*** Available data
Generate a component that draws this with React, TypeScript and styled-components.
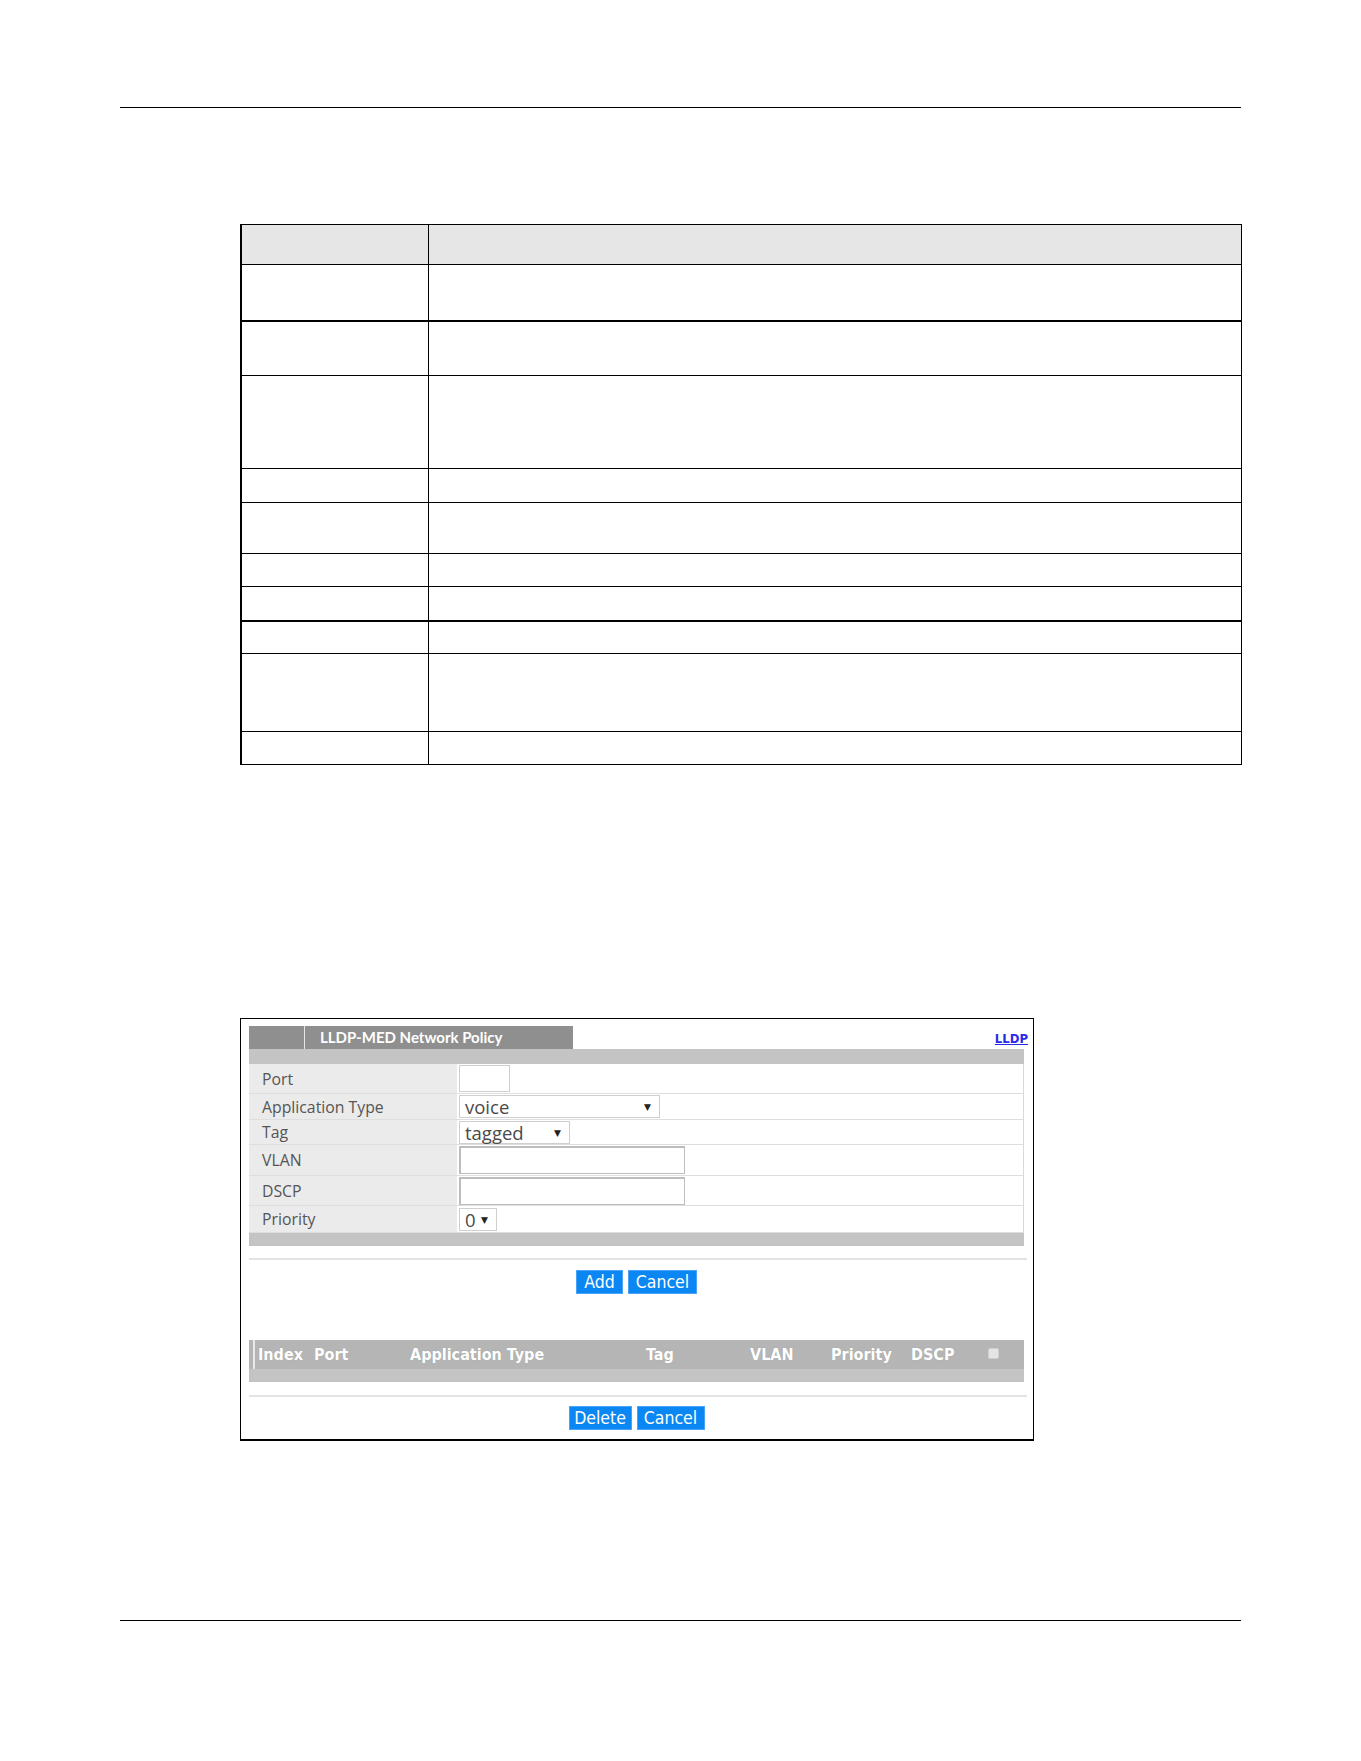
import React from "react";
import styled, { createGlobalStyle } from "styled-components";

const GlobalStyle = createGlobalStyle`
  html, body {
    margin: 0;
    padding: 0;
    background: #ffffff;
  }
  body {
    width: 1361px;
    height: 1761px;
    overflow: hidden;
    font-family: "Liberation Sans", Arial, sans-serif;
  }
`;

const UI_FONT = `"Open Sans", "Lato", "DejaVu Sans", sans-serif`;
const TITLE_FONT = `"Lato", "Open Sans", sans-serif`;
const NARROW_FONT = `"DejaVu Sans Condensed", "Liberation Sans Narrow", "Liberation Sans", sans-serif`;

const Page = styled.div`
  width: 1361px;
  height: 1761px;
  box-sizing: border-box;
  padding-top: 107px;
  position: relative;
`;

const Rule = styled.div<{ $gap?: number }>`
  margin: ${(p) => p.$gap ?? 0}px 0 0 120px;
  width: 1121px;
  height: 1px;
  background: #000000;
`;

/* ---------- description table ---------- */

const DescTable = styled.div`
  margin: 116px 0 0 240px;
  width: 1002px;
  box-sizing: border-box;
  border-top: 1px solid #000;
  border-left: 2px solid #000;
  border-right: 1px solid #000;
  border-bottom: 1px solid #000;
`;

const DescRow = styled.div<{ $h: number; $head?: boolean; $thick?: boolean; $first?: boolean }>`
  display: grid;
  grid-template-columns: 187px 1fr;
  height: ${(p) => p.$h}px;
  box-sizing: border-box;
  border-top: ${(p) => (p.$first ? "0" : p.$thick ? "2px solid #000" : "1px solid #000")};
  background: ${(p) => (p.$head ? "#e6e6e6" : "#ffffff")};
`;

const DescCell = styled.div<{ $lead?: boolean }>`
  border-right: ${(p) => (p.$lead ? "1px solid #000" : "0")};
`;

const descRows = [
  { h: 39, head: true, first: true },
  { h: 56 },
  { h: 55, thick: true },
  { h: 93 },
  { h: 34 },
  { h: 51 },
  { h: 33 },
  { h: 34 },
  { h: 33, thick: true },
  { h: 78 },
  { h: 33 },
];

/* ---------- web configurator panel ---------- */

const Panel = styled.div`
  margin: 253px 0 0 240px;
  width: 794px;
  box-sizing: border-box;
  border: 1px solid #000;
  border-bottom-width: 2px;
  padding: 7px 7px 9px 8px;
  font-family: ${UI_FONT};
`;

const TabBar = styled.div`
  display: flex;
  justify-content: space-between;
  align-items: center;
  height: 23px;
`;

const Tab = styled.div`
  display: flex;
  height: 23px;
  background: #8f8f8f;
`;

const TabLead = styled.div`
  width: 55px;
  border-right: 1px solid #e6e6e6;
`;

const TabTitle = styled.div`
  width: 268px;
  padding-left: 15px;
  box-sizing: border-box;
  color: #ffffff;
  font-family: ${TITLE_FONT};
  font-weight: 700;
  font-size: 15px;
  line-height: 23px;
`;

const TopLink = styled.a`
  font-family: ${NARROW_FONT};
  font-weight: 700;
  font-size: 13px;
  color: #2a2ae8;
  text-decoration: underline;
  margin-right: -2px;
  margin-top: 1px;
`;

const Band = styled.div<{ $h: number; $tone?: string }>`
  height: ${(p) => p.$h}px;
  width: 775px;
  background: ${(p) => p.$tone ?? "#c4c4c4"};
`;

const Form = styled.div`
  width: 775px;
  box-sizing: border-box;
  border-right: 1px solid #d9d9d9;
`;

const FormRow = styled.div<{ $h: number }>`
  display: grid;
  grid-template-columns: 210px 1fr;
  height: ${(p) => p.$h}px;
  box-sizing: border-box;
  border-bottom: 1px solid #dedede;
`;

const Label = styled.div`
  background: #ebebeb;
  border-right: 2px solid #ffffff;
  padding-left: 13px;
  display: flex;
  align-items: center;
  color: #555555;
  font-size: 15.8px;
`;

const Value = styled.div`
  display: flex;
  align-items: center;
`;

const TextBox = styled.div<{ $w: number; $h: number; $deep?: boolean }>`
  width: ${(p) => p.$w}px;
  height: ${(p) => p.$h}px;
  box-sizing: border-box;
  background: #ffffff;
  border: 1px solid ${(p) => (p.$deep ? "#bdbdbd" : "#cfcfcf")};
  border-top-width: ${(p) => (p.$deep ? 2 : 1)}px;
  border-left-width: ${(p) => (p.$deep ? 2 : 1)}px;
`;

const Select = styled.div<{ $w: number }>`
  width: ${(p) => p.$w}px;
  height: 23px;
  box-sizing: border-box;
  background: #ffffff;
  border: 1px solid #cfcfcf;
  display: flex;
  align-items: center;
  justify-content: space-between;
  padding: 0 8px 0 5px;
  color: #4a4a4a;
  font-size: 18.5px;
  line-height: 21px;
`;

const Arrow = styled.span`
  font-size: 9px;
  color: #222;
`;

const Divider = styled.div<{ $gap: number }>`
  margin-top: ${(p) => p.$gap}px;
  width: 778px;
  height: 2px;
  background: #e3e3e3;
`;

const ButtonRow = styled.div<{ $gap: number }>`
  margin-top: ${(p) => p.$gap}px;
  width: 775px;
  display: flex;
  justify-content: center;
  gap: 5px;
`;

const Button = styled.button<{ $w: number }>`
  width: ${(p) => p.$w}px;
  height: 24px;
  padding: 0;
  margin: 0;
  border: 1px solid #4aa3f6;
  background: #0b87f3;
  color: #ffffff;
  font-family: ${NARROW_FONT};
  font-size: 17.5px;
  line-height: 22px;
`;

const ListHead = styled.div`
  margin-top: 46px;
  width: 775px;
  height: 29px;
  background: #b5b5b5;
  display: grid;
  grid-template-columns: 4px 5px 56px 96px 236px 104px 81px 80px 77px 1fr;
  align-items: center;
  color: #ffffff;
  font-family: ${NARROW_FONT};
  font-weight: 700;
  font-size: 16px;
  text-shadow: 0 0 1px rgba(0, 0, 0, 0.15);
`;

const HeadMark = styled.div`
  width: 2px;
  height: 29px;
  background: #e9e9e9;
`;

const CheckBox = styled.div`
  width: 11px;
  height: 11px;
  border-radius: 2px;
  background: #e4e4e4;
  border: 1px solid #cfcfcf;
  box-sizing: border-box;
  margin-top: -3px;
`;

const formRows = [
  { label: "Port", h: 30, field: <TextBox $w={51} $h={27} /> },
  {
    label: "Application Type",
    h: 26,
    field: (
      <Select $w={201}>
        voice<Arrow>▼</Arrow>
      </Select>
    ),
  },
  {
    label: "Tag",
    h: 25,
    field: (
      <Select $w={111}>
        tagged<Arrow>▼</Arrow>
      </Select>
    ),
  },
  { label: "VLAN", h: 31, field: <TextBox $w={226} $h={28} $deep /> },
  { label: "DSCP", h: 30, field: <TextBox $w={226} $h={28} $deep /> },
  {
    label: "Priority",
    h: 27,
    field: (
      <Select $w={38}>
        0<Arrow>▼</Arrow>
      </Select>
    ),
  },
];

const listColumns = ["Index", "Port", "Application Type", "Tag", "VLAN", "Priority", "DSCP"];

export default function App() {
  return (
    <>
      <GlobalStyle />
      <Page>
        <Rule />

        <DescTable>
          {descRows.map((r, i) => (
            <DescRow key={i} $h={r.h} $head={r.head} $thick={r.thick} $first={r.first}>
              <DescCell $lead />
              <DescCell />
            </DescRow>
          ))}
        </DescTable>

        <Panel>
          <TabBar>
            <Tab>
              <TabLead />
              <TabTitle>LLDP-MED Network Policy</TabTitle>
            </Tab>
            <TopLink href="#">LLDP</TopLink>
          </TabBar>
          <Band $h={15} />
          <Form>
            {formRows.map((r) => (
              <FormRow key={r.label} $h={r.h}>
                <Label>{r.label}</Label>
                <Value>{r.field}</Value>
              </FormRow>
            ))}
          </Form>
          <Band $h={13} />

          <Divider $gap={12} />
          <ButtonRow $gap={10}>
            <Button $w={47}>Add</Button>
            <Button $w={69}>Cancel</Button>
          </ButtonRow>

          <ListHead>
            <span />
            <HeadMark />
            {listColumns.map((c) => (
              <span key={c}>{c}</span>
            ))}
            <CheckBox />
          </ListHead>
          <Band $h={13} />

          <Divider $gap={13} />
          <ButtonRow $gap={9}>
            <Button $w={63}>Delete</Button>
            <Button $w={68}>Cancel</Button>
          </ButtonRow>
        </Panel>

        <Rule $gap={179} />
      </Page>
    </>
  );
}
******
## Instructions for the task
Copy out all lines from the material above that contain the string "React".

## The answer
Generate a component that draws this with React, TypeScript and styled-components.
import React from "react";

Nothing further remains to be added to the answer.